Any new feature is going to add some complexity. The point of a K.I.S.S.
philosophy is trying to lessen that complexity as much as possible and that's
example what Twitter did.

------
DavidMcG
The argument that there is a tradeoff between simple/useful is something I
don't agree with. An app or website can and should still remain simple to use
whilst having many features if the UI is designed well. Simplicity should
always be the end goal but this should not be at the expense of features!!
There seems to be a certain mindset where people believe that minimal, or
simple interface design is the 'easy' option. It is not, it's often the
opposite. Good design ensures an end result always feels AND looks simple to
use for the end user. The features added to a service should never be
considered, or be resolved in a way where they could be described as
'clutter', as you label it. I'd consider that a fail if I looked at a new
feature that way. If the features are implemented well by a good UX/UI
designer, the products perceived 'simplicity' will not be compromised, in fact
it would probably be enhanced if it were providing added flexibility.

------
revorad
"Sometimes I think a pretty good business model would be to copy the
applications that 37signals makes, but make them more complex. More features,
more promises—generally, just more complicated."

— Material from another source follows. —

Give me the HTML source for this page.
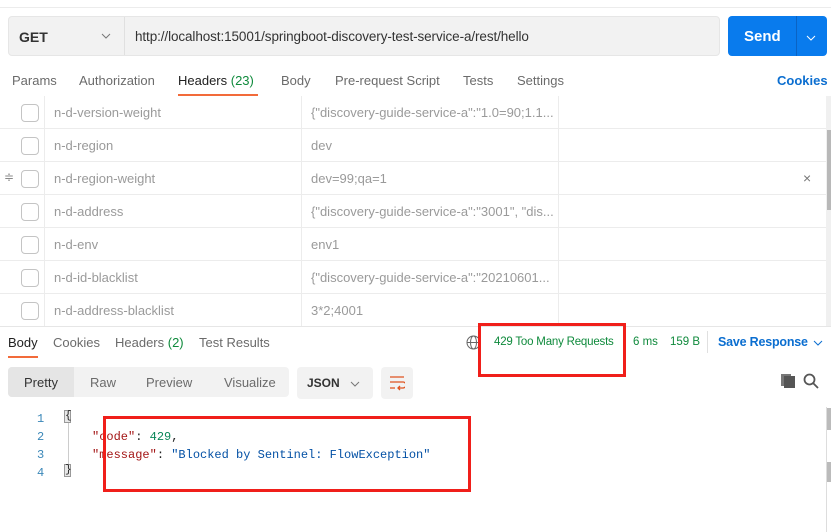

<http://www.joelonsoftware.com/items/2010/08/19.html>

------
executive
Says the guy with a simple website.

------
zaidf
Before anything you should define what constitutes simplicity for the purposes
of _your post_.

 _New Twitter is much more complicated than the old one._

You are confusing simplicity in the user experience with simplicity in the
back-end. I'd argue the new Twitter is _simpler_. But its back-end is more
complicated.

Great front-end simplicity often requires a lot of back-end complexity.

------
chanux
It's just a new wave. Saying what we used to believe are wrong.